I was 11 when The Great Storm of 1953 featured in https://derrickjknight.com/2022/01/28/a-knights-tale-96-kings-lynn/ struck.
Memorable as that was, rather closer to home was the ‘great storm’ of 1987. Jessica, Sam, Louisa and I were then living in Furzedown in the London Borough of Wandsworth. I must have been the only person in Southern England who slept through the whole phenomenon. Our neighbour across the road enjoyed no such luxury. He was having a new roof put on, and spent the whole night hanging on to the ropes and stays which were keeping the tarpaulin covers over his otherwise unprotected upper storey.
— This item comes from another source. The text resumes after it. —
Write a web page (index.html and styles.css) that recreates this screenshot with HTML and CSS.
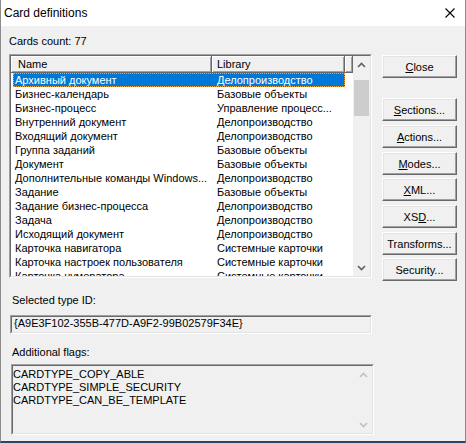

I always ran to work in Queens Park in those days. This was a nine mile journey which I covered daily carrying a back pack containing my clothes and other necessities for the day. I was employed in the former Paddington Town Hall where there was a shower room which had been installed for the council members. I would take a shower, get dressed, go to a greasy spoon for a fry-up, and start the day sometime before 9 a.m. On this particular day, completely oblivious of the night’s destruction, I set off as usual. I vaguely wondered why a tree I hadn’t noticed before had been felled on Tooting Bec Common, and why there seemed to be rather more traffic jams than usual. Since much of my journey followed treeless routes or public parks I had no idea that the tree I had seen was not the only arboreal casualty. Many others were blocking main roads into London. When I arrived at my building in Harrow Road, I followed my usual routine and then began to wonder why no-one else had arrived. Had I gone by car I may have learned the news on the radio. On the other hand, I too would not have arrived on time.
This storm changed the landscape of Southern England. 70% of the trees in the wooded valley in which Chartwell is set were lost. Those you see today are in fact their replacements. Sevenoaks in Kent is no longer appropriately named.
It is a measure of the vast technological benefits satellites have given meteorological predictions that the paths of such storms can be tracked on our TV screens today. Back in 1987, with no such aids, poor Michael Fish, the TV weatherman – as if his name were not enough – earned decades of jokes by dismissing reports that a hurricane was on its way.
With my father on his deathbed in Hampshire, Jessica, Sam, Louisa, and I
moved to Lindum House in Newark, Nottinghamshire. I was to have one more visit before Dad died on Christmas Day. He was buried at Catherington, near Horndene and it was 34 more years before Mum’s body rejoined him.